◆ INFORMATION SHOWN

[START]

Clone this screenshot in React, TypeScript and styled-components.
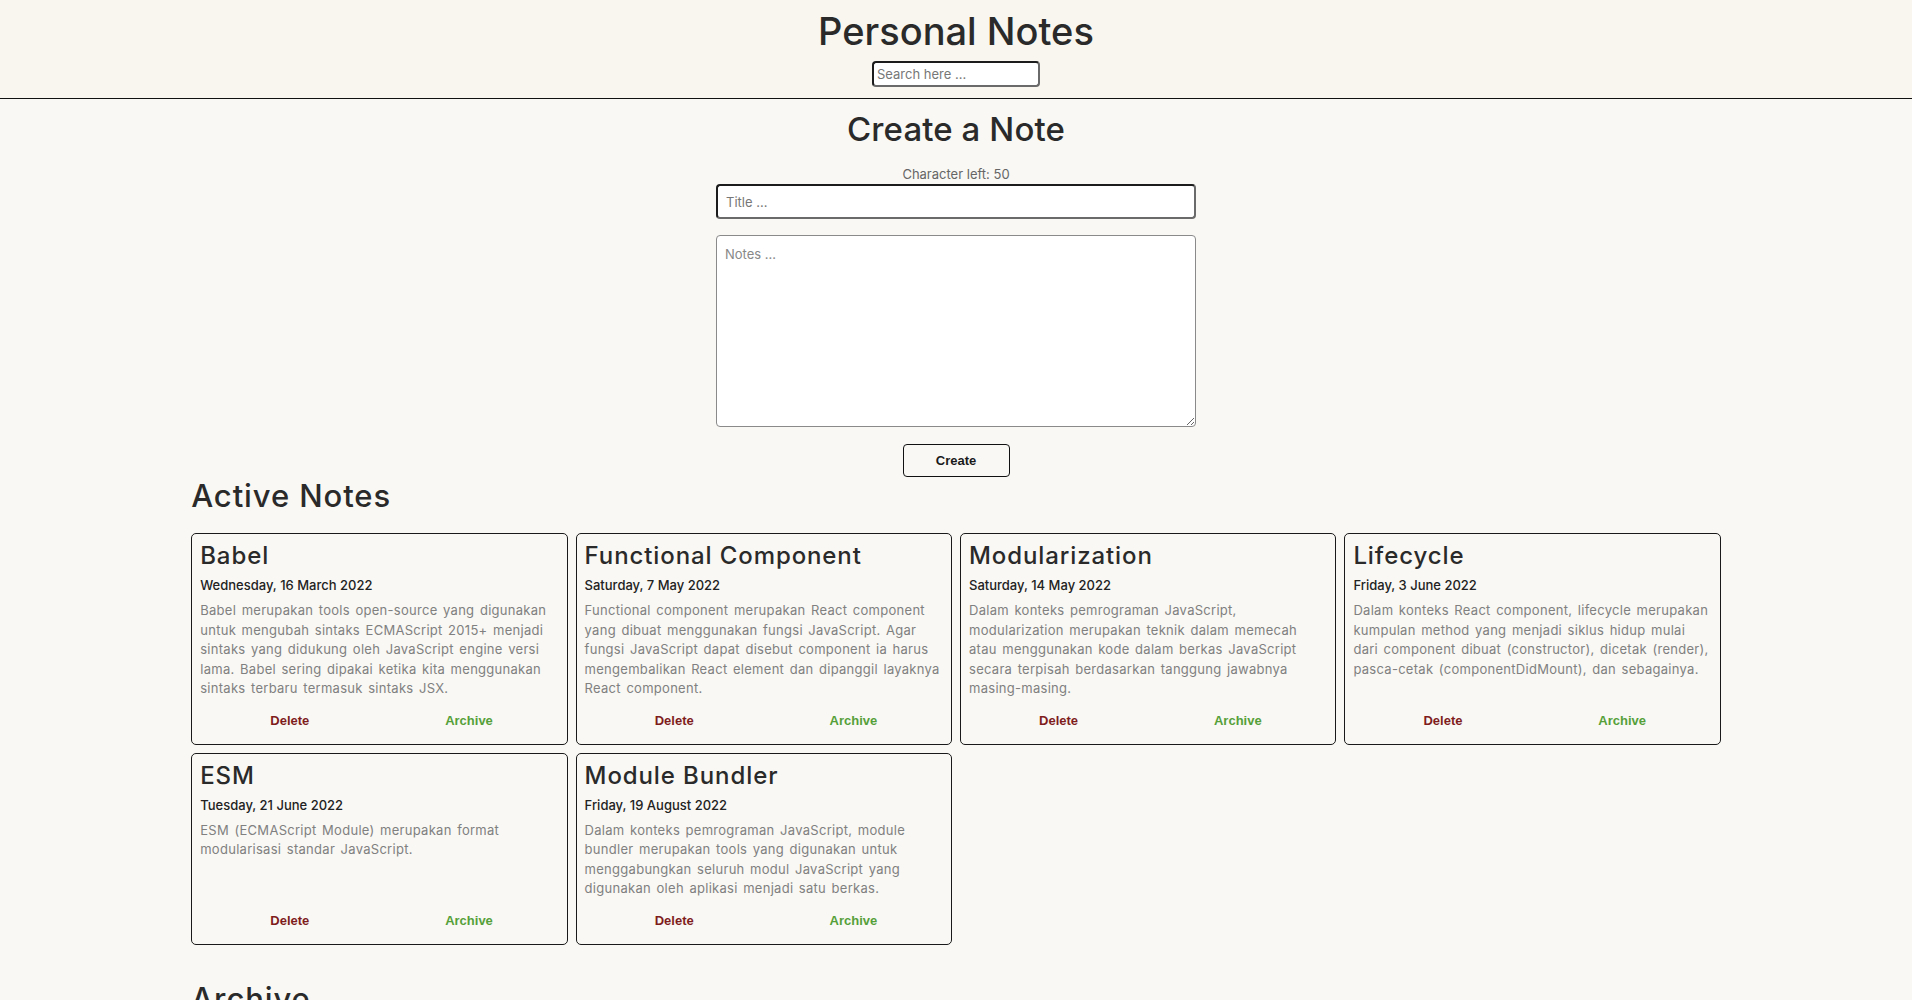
import React from "react";
import styled, { createGlobalStyle } from "styled-components";

const GlobalStyle = createGlobalStyle`
  html, body { margin: 0; padding: 0; }
  body {
    background: #f9f8f4;
    font-family: "Inter", "Noto Sans", sans-serif;
    color: #2b2b2b;
  }
  * { box-sizing: border-box; }
`;

const Header = styled.header`
  display: flex;
  flex-direction: column;
  align-items: center;
  padding: 8px 0 11px;
  background: #f8f6ef;
  border-bottom: 1px solid #111;
`;

const AppTitle = styled.h1`
  margin: 0;
  font-size: 38px;
  line-height: 46px;
  font-weight: 500;
  color: #2a2a2a;
`;

const SearchInput = styled.input`
  margin-top: 7px;
  width: 168px;
  height: 26px;
  padding: 0 3px;
  border: 2px solid;
  border-color: #1c1c1c #6a6a6a #6a6a6a #1c1c1c;
  border-radius: 4px;
  background: #fff;
  font-family: inherit;
  font-size: 13px;
  &::placeholder { color: #777; }
`;

const Main = styled.main`
  width: 80%;
  margin: 0 auto;
  display: flex;
  flex-direction: column;
`;

const FormSection = styled.section`
  display: flex;
  flex-direction: column;
  align-items: center;
`;

const SectionTitle = styled.h2`
  margin: 10px 0 0;
  font-size: 33px;
  line-height: 41px;
  letter-spacing: 0.1px;
  font-weight: 500;
  color: #2a2a2a;
`;

const CharLeft = styled.p`
  margin: 16px 0 2px;
  font-size: 13px;
  line-height: 16px;
  color: #666;
`;

const TitleInput = styled.input`
  width: 480px;
  height: 35px;
  padding: 0 8px;
  border: 2px solid;
  border-color: #1c1c1c #6a6a6a #6a6a6a #1c1c1c;
  border-radius: 4px;
  background: #fff;
  font-family: inherit;
  font-size: 13px;
  &::placeholder { color: #777; }
`;

const NotesArea = styled.textarea`
  margin-top: 16px;
  width: 480px;
  height: 192px;
  padding: 10px 8px;
  border: 1px solid #8a8a8a;
  border-radius: 4px;
  background: #fff;
  font-family: inherit;
  font-size: 13px;
  &::placeholder { color: #888; }
`;

const CreateButton = styled.button`
  margin-top: 17px;
  width: 107px;
  height: 33px;
  border: 1px solid #111;
  border-radius: 4px;
  background: transparent;
  font-family: "Liberation Sans", Arial, sans-serif;
  font-weight: bold;
  font-size: 13px;
  color: #1a1a1a;
`;

const ListTitle = styled.h2<{ $top: number }>`
  margin: ${(p) => p.$top}px 0 19px;
  font-size: 31px;
  line-height: 36px;
  letter-spacing: 0.9px;
  font-weight: 500;
  color: #2a2a2a;
`;

const NotesGrid = styled.div`
  display: grid;
  grid-template-columns: repeat(4, 1fr);
  gap: 8px;
`;

const Card = styled.article`
  display: flex;
  flex-direction: column;
  padding: 8px;
  border: 1px solid #1a1a1a;
  border-radius: 5px;
  background: #f9f8f4;
`;

const CardTitle = styled.h3`
  margin: 0;
  font-size: 24px;
  line-height: 28px;
  letter-spacing: 0.9px;
  font-weight: 500;
  color: #2a2a2a;
`;

const CardDate = styled.p`
  margin: 5px 0 0;
  font-size: 13px;
  line-height: 20px;
  font-weight: 500;
  color: #222;
`;

const CardBody = styled.p`
  margin: 6px 0 6px;
  font-size: 13px;
  line-height: 19.5px;
  letter-spacing: 0.28px;
  word-spacing: 1.6px;
  color: #808080;
`;

const Actions = styled.div`
  margin-top: auto;
  display: flex;
`;

const ActionButton = styled.button<{ $tone: "delete" | "archive" }>`
  flex: 1;
  height: 31px;
  border: none;
  background: transparent;
  font-family: "Liberation Sans", Arial, sans-serif;
  font-weight: bold;
  font-size: 13px;
  color: ${(p) => (p.$tone === "delete" ? "#7f1d1d" : "#56a03a")};
  cursor: pointer;
`;

type Note = { title: string; date: string; body: string };

const notes: Note[] = [
  {
    title: "Babel",
    date: "Wednesday, 16 March 2022",
    body: "Babel merupakan tools open-source yang digunakan untuk mengubah sintaks ECMAScript 2015+ menjadi sintaks yang didukung oleh JavaScript engine versi lama. Babel sering dipakai ketika kita menggunakan sintaks terbaru termasuk sintaks JSX.",
  },
  {
    title: "Functional Component",
    date: "Saturday, 7 May 2022",
    body: "Functional component merupakan React component yang dibuat menggunakan fungsi JavaScript. Agar fungsi JavaScript dapat disebut component ia harus mengembalikan React element dan dipanggil layaknya React component.",
  },
  {
    title: "Modularization",
    date: "Saturday, 14 May 2022",
    body: "Dalam konteks pemrograman JavaScript, modularization merupakan teknik dalam memecah atau menggunakan kode dalam berkas JavaScript secara terpisah berdasarkan tanggung jawabnya masing-masing.",
  },
  {
    title: "Lifecycle",
    date: "Friday, 3 June 2022",
    body: "Dalam konteks React component, lifecycle merupakan kumpulan method yang menjadi siklus hidup mulai dari component dibuat (constructor), dicetak (render), pasca-cetak (componentDidMount), dan sebagainya.",
  },
  {
    title: "ESM",
    date: "Tuesday, 21 June 2022",
    body: "ESM (ECMAScript Module) merupakan format modularisasi standar JavaScript.",
  },
  {
    title: "Module Bundler",
    date: "Friday, 19 August 2022",
    body: "Dalam konteks pemrograman JavaScript, module bundler merupakan tools yang digunakan untuk menggabungkan seluruh modul JavaScript yang digunakan oleh aplikasi menjadi satu berkas.",
  },
];

const NoteCard = ({ note }: { note: Note }) => (
  <Card>
    <CardTitle>{note.title}</CardTitle>
    <CardDate>{note.date}</CardDate>
    <CardBody>{note.body}</CardBody>
    <Actions>
      <ActionButton $tone="delete">Delete</ActionButton>
      <ActionButton $tone="archive">Archive</ActionButton>
    </Actions>
  </Card>
);

export default function App() {
  return (
    <>
      <GlobalStyle />
      <Header>
        <AppTitle>Personal Notes</AppTitle>
        <SearchInput placeholder="Search here ..." />
      </Header>
      <Main>
        <FormSection>
          <SectionTitle>Create a Note</SectionTitle>
          <CharLeft>Character left: 50</CharLeft>
          <TitleInput placeholder="Title ..." />
          <NotesArea placeholder="Notes ..." />
          <CreateButton>Create</CreateButton>
        </FormSection>
        <ListTitle $top={1}>Active Notes</ListTitle>
        <NotesGrid>
          {notes.map((n) => (
            <NoteCard key={n.title} note={n} />
          ))}
        </NotesGrid>
        <ListTitle $top={36}>Archive</ListTitle>
      </Main>
    </>
  );
}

[END]

◆ EXERCISE
Make an exact copy of the listing above. Do not include the pictures.

◆ EXERCISE OUTPUT
Clone this screenshot in React, TypeScript and styled-components.
import React from "react";
import styled, { createGlobalStyle } from "styled-components";

const GlobalStyle = createGlobalStyle`
  html, body { margin: 0; padding: 0; }
  body {
    background: #f9f8f4;
    font-family: "Inter", "Noto Sans", sans-serif;
    color: #2b2b2b;
  }
  * { box-sizing: border-box; }
`;

const Header = styled.header`
  display: flex;
  flex-direction: column;
  align-items: center;
  padding: 8px 0 11px;
  background: #f8f6ef;
  border-bottom: 1px solid #111;
`;

const AppTitle = styled.h1`
  margin: 0;
  font-size: 38px;
  line-height: 46px;
  font-weight: 500;
  color: #2a2a2a;
`;

const SearchInput = styled.input`
  margin-top: 7px;
  width: 168px;
  height: 26px;
  padding: 0 3px;
  border: 2px solid;
  border-color: #1c1c1c #6a6a6a #6a6a6a #1c1c1c;
  border-radius: 4px;
  background: #fff;
  font-family: inherit;
  font-size: 13px;
  &::placeholder { color: #777; }
`;

const Main = styled.main`
  width: 80%;
  margin: 0 auto;
  display: flex;
  flex-direction: column;
`;

const FormSection = styled.section`
  display: flex;
  flex-direction: column;
  align-items: center;
`;

const SectionTitle = styled.h2`
  margin: 10px 0 0;
  font-size: 33px;
  line-height: 41px;
  letter-spacing: 0.1px;
  font-weight: 500;
  color: #2a2a2a;
`;

const CharLeft = styled.p`
  margin: 16px 0 2px;
  font-size: 13px;
  line-height: 16px;
  color: #666;
`;

const TitleInput = styled.input`
  width: 480px;
  height: 35px;
  padding: 0 8px;
  border: 2px solid;
  border-color: #1c1c1c #6a6a6a #6a6a6a #1c1c1c;
  border-radius: 4px;
  background: #fff;
  font-family: inherit;
  font-size: 13px;
  &::placeholder { color: #777; }
`;

const NotesArea = styled.textarea`
  margin-top: 16px;
  width: 480px;
  height: 192px;
  padding: 10px 8px;
  border: 1px solid #8a8a8a;
  border-radius: 4px;
  background: #fff;
  font-family: inherit;
  font-size: 13px;
  &::placeholder { color: #888; }
`;

const CreateButton = styled.button`
  margin-top: 17px;
  width: 107px;
  height: 33px;
  border: 1px solid #111;
  border-radius: 4px;
  background: transparent;
  font-family: "Liberation Sans", Arial, sans-serif;
  font-weight: bold;
  font-size: 13px;
  color: #1a1a1a;
`;

const ListTitle = styled.h2<{ $top: number }>`
  margin: ${(p) => p.$top}px 0 19px;
  font-size: 31px;
  line-height: 36px;
  letter-spacing: 0.9px;
  font-weight: 500;
  color: #2a2a2a;
`;

const NotesGrid = styled.div`
  display: grid;
  grid-template-columns: repeat(4, 1fr);
  gap: 8px;
`;

const Card = styled.article`
  display: flex;
  flex-direction: column;
  padding: 8px;
  border: 1px solid #1a1a1a;
  border-radius: 5px;
  background: #f9f8f4;
`;

const CardTitle = styled.h3`
  margin: 0;
  font-size: 24px;
  line-height: 28px;
  letter-spacing: 0.9px;
  font-weight: 500;
  color: #2a2a2a;
`;

const CardDate = styled.p`
  margin: 5px 0 0;
  font-size: 13px;
  line-height: 20px;
  font-weight: 500;
  color: #222;
`;

const CardBody = styled.p`
  margin: 6px 0 6px;
  font-size: 13px;
  line-height: 19.5px;
  letter-spacing: 0.28px;
  word-spacing: 1.6px;
  color: #808080;
`;

const Actions = styled.div`
  margin-top: auto;
  display: flex;
`;

const ActionButton = styled.button<{ $tone: "delete" | "archive" }>`
  flex: 1;
  height: 31px;
  border: none;
  background: transparent;
  font-family: "Liberation Sans", Arial, sans-serif;
  font-weight: bold;
  font-size: 13px;
  color: ${(p) => (p.$tone === "delete" ? "#7f1d1d" : "#56a03a")};
  cursor: pointer;
`;

type Note = { title: string; date: string; body: string };

const notes: Note[] = [
  {
    title: "Babel",
    date: "Wednesday, 16 March 2022",
    body: "Babel merupakan tools open-source yang digunakan untuk mengubah sintaks ECMAScript 2015+ menjadi sintaks yang didukung oleh JavaScript engine versi lama. Babel sering dipakai ketika kita menggunakan sintaks terbaru termasuk sintaks JSX.",
  },
  {
    title: "Functional Component",
    date: "Saturday, 7 May 2022",
    body: "Functional component merupakan React component yang dibuat menggunakan fungsi JavaScript. Agar fungsi JavaScript dapat disebut component ia harus mengembalikan React element dan dipanggil layaknya React component.",
  },
  {
    title: "Modularization",
    date: "Saturday, 14 May 2022",
    body: "Dalam konteks pemrograman JavaScript, modularization merupakan teknik dalam memecah atau menggunakan kode dalam berkas JavaScript secara terpisah berdasarkan tanggung jawabnya masing-masing.",
  },
  {
    title: "Lifecycle",
    date: "Friday, 3 June 2022",
    body: "Dalam konteks React component, lifecycle merupakan kumpulan method yang menjadi siklus hidup mulai dari component dibuat (constructor), dicetak (render), pasca-cetak (componentDidMount), dan sebagainya.",
  },
  {
    title: "ESM",
    date: "Tuesday, 21 June 2022",
    body: "ESM (ECMAScript Module) merupakan format modularisasi standar JavaScript.",
  },
  {
    title: "Module Bundler",
    date: "Friday, 19 August 2022",
    body: "Dalam konteks pemrograman JavaScript, module bundler merupakan tools yang digunakan untuk menggabungkan seluruh modul JavaScript yang digunakan oleh aplikasi menjadi satu berkas.",
  },
];

const NoteCard = ({ note }: { note: Note }) => (
  <Card>
    <CardTitle>{note.title}</CardTitle>
    <CardDate>{note.date}</CardDate>
    <CardBody>{note.body}</CardBody>
    <Actions>
      <ActionButton $tone="delete">Delete</ActionButton>
      <ActionButton $tone="archive">Archive</ActionButton>
    </Actions>
  </Card>
);

export default function App() {
  return (
    <>
      <GlobalStyle />
      <Header>
        <AppTitle>Personal Notes</AppTitle>
        <SearchInput placeholder="Search here ..." />
      </Header>
      <Main>
        <FormSection>
          <SectionTitle>Create a Note</SectionTitle>
          <CharLeft>Character left: 50</CharLeft>
          <TitleInput placeholder="Title ..." />
          <NotesArea placeholder="Notes ..." />
          <CreateButton>Create</CreateButton>
        </FormSection>
        <ListTitle $top={1}>Active Notes</ListTitle>
        <NotesGrid>
          {notes.map((n) => (
            <NoteCard key={n.title} note={n} />
          ))}
        </NotesGrid>
        <ListTitle $top={36}>Archive</ListTitle>
      </Main>
    </>
  );
}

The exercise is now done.